[Set task] Exactly the lines from the start of the data below through the line that contains "<vpc-console></vpc-console>" are to be copied, with pictures left out.

[Supplied data]
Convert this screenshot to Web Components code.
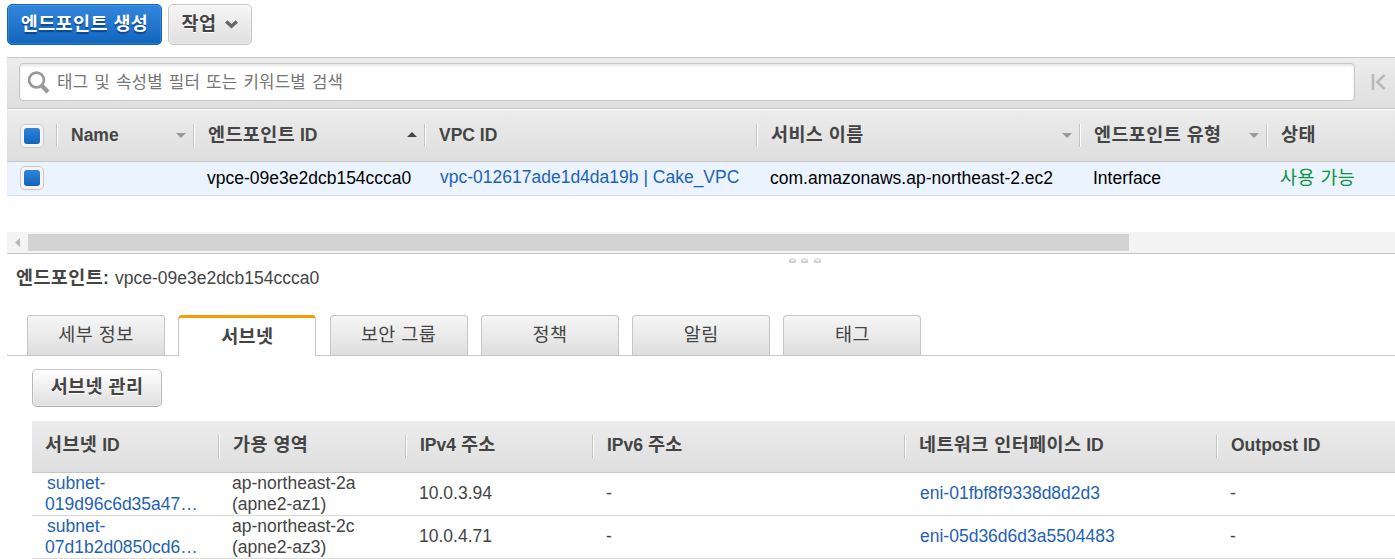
<!DOCTYPE html>
<html lang="ko">
<head>
<meta charset="utf-8">
<title>엔드포인트</title>
<style>
  body {
    margin: 0;
    background: #fff;
    color: #444;
    font: 17.5px/21px "Liberation Sans", "Noto Sans CJK KR", sans-serif;
    overflow: hidden;
  }
</style>
</head>
<body>
<vpc-console></vpc-console>

<script>
// Estilos comunes a todos los componentes
const base = `
  * { box-sizing: border-box; }
  .ko {
    font-family: "Noto Sans CJK KR", sans-serif;
    font-size: var(--ko-size, 18.5px);
    letter-spacing: var(--ko-gap, 0.4px);
    word-spacing: var(--ko-word, 0px);
    line-height: 0;
  }
`;

// Separa los textos en hangul para darles su propia fuente
function ko(texto) {
  return texto.replace(/[가-힣]+(?: [가-힣]+)*/g, '<span class="ko">$&</span>');
}

class Boton extends HTMLElement {
  constructor() {
    super();
    this.attachShadow({ mode: 'open' });
  }

  connectedCallback() {
    const flecha = this.hasAttribute('menu')
      ? `<svg width="13" height="9" viewBox="0 0 13 9"><path d="M1.2 1.4L6.5 6.2L11.8 1.4" fill="none" stroke="#666" stroke-width="3.4"/></svg>`
      : '';
    this.shadowRoot.innerHTML = `<style>${base}
      :host { display: block; }
      button {
        display: flex;
        align-items: center;
        justify-content: center;
        gap: 9px;
        width: 100%;
        height: 100%;
        padding: 0;
        border: 1px solid #c5c5c5;
        border-radius: 5px;
        background: linear-gradient(#f6f6f6, #dfdfdf);
        box-shadow: inset 0 0 0 1px rgba(255, 255, 255, .35);
        color: #444;
        font: bold 17.5px/21px "Liberation Sans", sans-serif;
        text-shadow: 0 1px 0 #fff;
        white-space: nowrap;
      }
      :host([tipo="primario"]) button {
        border-color: #1464b6;
        background: linear-gradient(#3287dd, #1265bd);
        box-shadow: inset 0 0 0 1px rgba(255, 255, 255, .12);
        color: #fff;
        text-shadow: 0 2px 1px rgba(0, 30, 80, .5);
      }
      :host([tipo="claro"]) button {
        padding-bottom: 1px;
        border-color: #c8c8c8 #b8b8b8 #aaa;
        background: linear-gradient(#fff, #dedede);
      }
      svg { margin-bottom: 1px; }
    </style>
    <button><span>${ko(this.textContent)}</span>${flecha}</button>`;
  }
}

class Buscador extends HTMLElement {
  constructor() {
    super();
    this.attachShadow({ mode: 'open' });
  }

  connectedCallback() {
    this.shadowRoot.innerHTML = `<style>${base}
      :host {
        display: flex;
        align-items: center;
        box-sizing: border-box;
        height: 52px;
        padding: 0 0 2px 12px;
        border-top: 1px solid #c6c6c6;
        border-bottom: 1px solid #c6c6c6;
        background: linear-gradient(#ececec, #dfdfdf);
        --ko-size: 16.8px;
        --ko-gap: 0.2px;
        --ko-word: 1.1px;
      }
      .campo {
        display: flex;
        align-items: center;
        gap: 7px;
        width: 1336px;
        height: 38px;
        padding-left: 7px;
        border: 1px solid #c6c6c6;
        border-radius: 4px;
        background: #fff;
        box-shadow: inset 0 2px 3px rgba(0, 0, 0, .1);
        color: #757575;
      }
      .campo span { padding-top: 1px; }
      .lupa { margin-top: 2px; }
      .inicio { margin-left: 15px; }
    </style>
    <div class="campo">
      <svg class="lupa" width="23" height="24" viewBox="0 0 23 24" fill="none" stroke="#999">
        <circle cx="9.5" cy="9" r="7.4" stroke-width="2.6"/>
        <path d="M14.5 14.5L21 21" stroke-width="4.4"/>
      </svg>
      <span>${ko('태그 및 속성별 필터 또는 키워드별 검색')}</span>
    </div>
    <svg class="inicio" width="16" height="18" viewBox="0 0 16 18" fill="none" stroke="#b8b8b8">
      <path d="M3 1V17" stroke-width="2.6"/>
      <path d="M14.5 1.8L7.3 9L14.5 16.2" stroke-width="2.6"/>
    </svg>`;
  }
}

// Casilla marcada
class Casilla extends HTMLElement {
  constructor() {
    super();
    this.attachShadow({ mode: 'open' });
    this.shadowRoot.innerHTML = `<style>
      :host {
        display: block;
        box-sizing: border-box;
        width: 24px;
        height: 24px;
        padding: 3px;
        border: 1px solid #c8c8c8;
        border-radius: 5px;
        background: #f5f5f5;
      }
      div {
        height: 16px;
        border-radius: 3px;
        background: linear-gradient(#2f85dc, #1063b9);
      }
    </style><div></div>`;
  }
}

class Listado extends HTMLElement {
  constructor() {
    super();
    this.attachShadow({ mode: 'open' });
    this.columnas = [
      { titulo: 'Name', orden: 'baja' },
      { titulo: '엔드포인트 ID', orden: 'sube' },
      { titulo: 'VPC ID' },
      { titulo: '서비스 이름', orden: 'baja' },
      { titulo: '엔드포인트 유형', orden: 'baja' },
      { titulo: '상태' },
    ];
  }

  connectedCallback() {
    this.render();
  }

  render() {
    let html = '';
    for (const col of this.columnas) {
      const orden = col.orden ? `<i class="${col.orden}"></i>` : '';
      html += `<div class="col"><span>${ko(col.titulo)}</span>${orden}</div>`;
    }
    this.shadowRoot.innerHTML = `<style>${base}
      :host { display: block; }
      .cabecera, .fila {
        display: grid;
        grid-template-columns: 49px 137px 231px 332px 323px 187px 1fr;
        align-items: center;
        white-space: nowrap;
      }
      .cabecera {
        height: 53px;
        border-top: 1px solid #fafafa;
        border-bottom: 1px solid #c6c6c6;
        background: linear-gradient(#ececec, #dedede);
        font-weight: bold;
      }
      .col {
        display: flex;
        align-items: center;
        justify-content: space-between;
        height: 23px;
        padding: 0 7px 0 14px;
        border-left: 1px solid #c4c4c4;
        box-shadow: inset 1px 0 #fff;
      }
      i {
        border: 5px solid transparent;
        border-bottom: 0;
        border-top-color: #999;
      }
      i.sube {
        border: 5px solid transparent;
        border-top: 0;
        border-bottom-color: #444;
        margin: 0 0 3px;
      }
      .fila {
        height: 34px;
        border-bottom: 1px solid #dadde3;
        background: #eaf3fe;
        color: #000;
      }
      .fila > * { padding-left: 14px; }
      .fila .enlace { padding: 0 0 2px 16px; color: #1f62b5; }
      .fila .estado { padding-bottom: 1px; color: #0d9440; }
      mi-casilla { margin-left: 13px; }
      .fila mi-casilla { padding: 3px; margin-bottom: 1px; }
    </style>
    <div class="cabecera"><mi-casilla></mi-casilla>${html}</div>
    <div class="fila">
      <mi-casilla></mi-casilla>
      <span></span>
      <span>vpce-09e3e2dcb154ccca0</span>
      <span class="enlace">vpc-012617ade1d4da19b | Cake_VPC</span>
      <span>com.amazonaws.ap-northeast-2.ec2</span>
      <span>Interface</span>
      <span class="estado">${ko('사용 가능')}</span>
    </div>`;
  }
}

// Barra de desplazamiento y divisor de paneles
class Divisor extends HTMLElement {
  constructor() {
    super();
    this.attachShadow({ mode: 'open' });
    this.shadowRoot.innerHTML = `<style>
      :host { display: block; }
      .barra {
        display: flex;
        align-items: center;
        height: 21px;
        background: #f4f4f4;
      }
      .barra svg { margin: 0 8px; }
      .pulgar { width: 1101px; height: 17px; background: #d3d3d3; }
      .puntos {
        display: flex;
        justify-content: center;
        gap: 5.5px;
        box-sizing: border-box;
        height: 10px;
        padding: 4px 0 0 207px;
        border-top: 1px solid #c6c6c6;
      }
      .puntos b {
        width: 7px;
        height: 5px;
        border: 2px solid #d2d2d2;
        border-top-color: #e3e3e3;
        border-radius: 3px 3px 1px 1px;
        box-sizing: border-box;
      }
    </style>
    <div class="barra">
      <svg width="5" height="9" viewBox="0 0 5 9"><path d="M5 0V9L0 4.5Z" fill="#b8b8b8"/></svg>
      <div class="pulgar"></div>
    </div>
    <div class="puntos"><b></b><b></b><b></b></div>`;
  }
}

class Pestanas extends HTMLElement {
  constructor() {
    super();
    this.attachShadow({ mode: 'open' });
    this.nombres = ['세부 정보', '서브넷', '보안 그룹', '정책', '알림', '태그'];
    this.activa = 1;
  }

  connectedCallback() {
    let html = '';
    this.nombres.forEach((nombre, i) => {
      html += `<div class="${i === this.activa ? 'tab activa' : 'tab'}">${ko(nombre)}</div>`;
    });
    this.shadowRoot.innerHTML = `<style>${base}
      :host {
        display: flex;
        gap: 13.3px;
        box-sizing: border-box;
        height: 41px;
        padding-left: 20px;
        border-bottom: 1px solid #c6c6c6;
      }
      .tab {
        display: flex;
        align-items: center;
        justify-content: center;
        width: 138px;
        height: 40px;
        padding-bottom: 5px;
        border: 1px solid #c6c6c6;
        border-bottom: 0;
        border-radius: 4px 4px 0 0;
        background: linear-gradient(#f6f6f6, #dedede);
      }
      .activa {
        height: 41px;
        padding-bottom: 5px;
        border-top: 3px solid #f90;
        background: #fff;
        font-weight: bold;
      }
    </style>${html}`;
  }
}

class TablaSubredes extends HTMLElement {
  constructor() {
    super();
    this.attachShadow({ mode: 'open' });
    this.titulos = ['서브넷 ID', '가용 영역', 'IPv4 주소', 'IPv6 주소', '네트워크 인터페이스 ID', 'Outpost ID'];
    this.data = [
      { subred: '019d96c6d35a47…', zona: 'ap-northeast-2a', az: '(apne2-az1)', ip: '10.0.3.94', eni: 'eni-01fbf8f9338d8d2d3' },
      { subred: '07d1b2d0850cd6…', zona: 'ap-northeast-2c', az: '(apne2-az3)', ip: '10.0.4.71', eni: 'eni-05d36d6d3a5504483' },
    ];
  }

  connectedCallback() {
    this.render();
  }

  render() {
    let html = '<div class="cabecera">';
    for (const titulo of this.titulos) {
      html += `<div>${ko(titulo)}</div>`;
    }
    html += '</div>';
    for (const fila of this.data) {
      html += `<div class="fila">
        <div class="doble enlace"><span>subnet-</span><br>${fila.subred}</div>
        <div class="doble">${fila.zona}<br>${fila.az}</div>
        <div>${fila.ip}</div>
        <div>-</div>
        <div class="enlace">${fila.eni}</div>
        <div>-</div>
      </div>`;
    }
    this.shadowRoot.innerHTML = `<style>${base}
      :host { display: block; }
      .cabecera, .fila {
        display: grid;
        grid-template-columns: 186px 187px 187px 312px 312px 1fr;
        align-items: center;
        white-space: nowrap;
      }
      .cabecera {
        height: 52px;
        border-bottom: 1px solid #c6c6c6;
        background: linear-gradient(#ececec, #dfdfdf);
        font-weight: bold;
      }
      .cabecera div {
        height: 23px;
        padding-left: 14px;
        border-left: 1px solid #c4c4c4;
        box-shadow: inset 1px 0 #fff;
        line-height: 21px;
      }
      .cabecera div:first-child {
        padding-left: 13px;
        border-left: 0;
        box-shadow: none;
      }
      .fila { height: 43px; border-bottom: 1px solid #d9d9d9; }
      .fila div { padding: 0 0 2px 14px; }
      .fila div:first-child { padding-left: 13px; }
      .fila div:nth-child(5) { padding-left: 16px; }
      .fila .doble { padding-bottom: 0; }
      .enlace { color: #1f62b5; }
      .enlace span { margin-left: 2px; }
    </style>${html}`;
  }
}

class Consola extends HTMLElement {
  constructor() {
    super();
    this.attachShadow({ mode: 'open' });
    this.shadowRoot.innerHTML = `<style>${base}
      :host { display: block; padding: 4px 0 0 7px; }
      .acciones { display: flex; gap: 6px; margin-bottom: 12px; }
      .crear { width: 155px; height: 41px; }
      .menu { width: 84px; height: 41px; }
      mi-divisor { margin-top: 36px; }
      .titulo {
        display: flex;
        gap: 6px;
        margin: 5px 0 26px 9px;
      }
      .gestionar { width: 130px; height: 38px; margin: 13px 0 14px 25px; }
      mi-subredes { margin-left: 25px; }
    </style>
    <div class="acciones">
      <mi-boton class="crear" tipo="primario">엔드포인트 생성</mi-boton>
      <mi-boton class="menu" menu>작업</mi-boton>
    </div>
    <mi-buscador></mi-buscador>
    <mi-listado></mi-listado>
    <mi-divisor></mi-divisor>
    <div class="titulo"><b>${ko('엔드포인트:')}</b><span>vpce-09e3e2dcb154ccca0</span></div>
    <mi-pestanas></mi-pestanas>
    <mi-boton class="gestionar" tipo="claro">서브넷 관리</mi-boton>
    <mi-subredes></mi-subredes>`;
  }
}

// Definir los elementos personalizados
customElements.define('mi-boton', Boton);
customElements.define('mi-buscador', Buscador);
customElements.define('mi-casilla', Casilla);
customElements.define('mi-listado', Listado);
customElements.define('mi-divisor', Divisor);
customElements.define('mi-pestanas', Pestanas);
customElements.define('mi-subredes', TablaSubredes);
customElements.define('vpc-console', Consola);
</script>
</body>
</html>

[Task solution]
Convert this screenshot to Web Components code.
<!DOCTYPE html>
<html lang="ko">
<head>
<meta charset="utf-8">
<title>엔드포인트</title>
<style>
  body {
    margin: 0;
    background: #fff;
    color: #444;
    font: 17.5px/21px "Liberation Sans", "Noto Sans CJK KR", sans-serif;
    overflow: hidden;
  }
</style>
</head>
<body>
<vpc-console></vpc-console>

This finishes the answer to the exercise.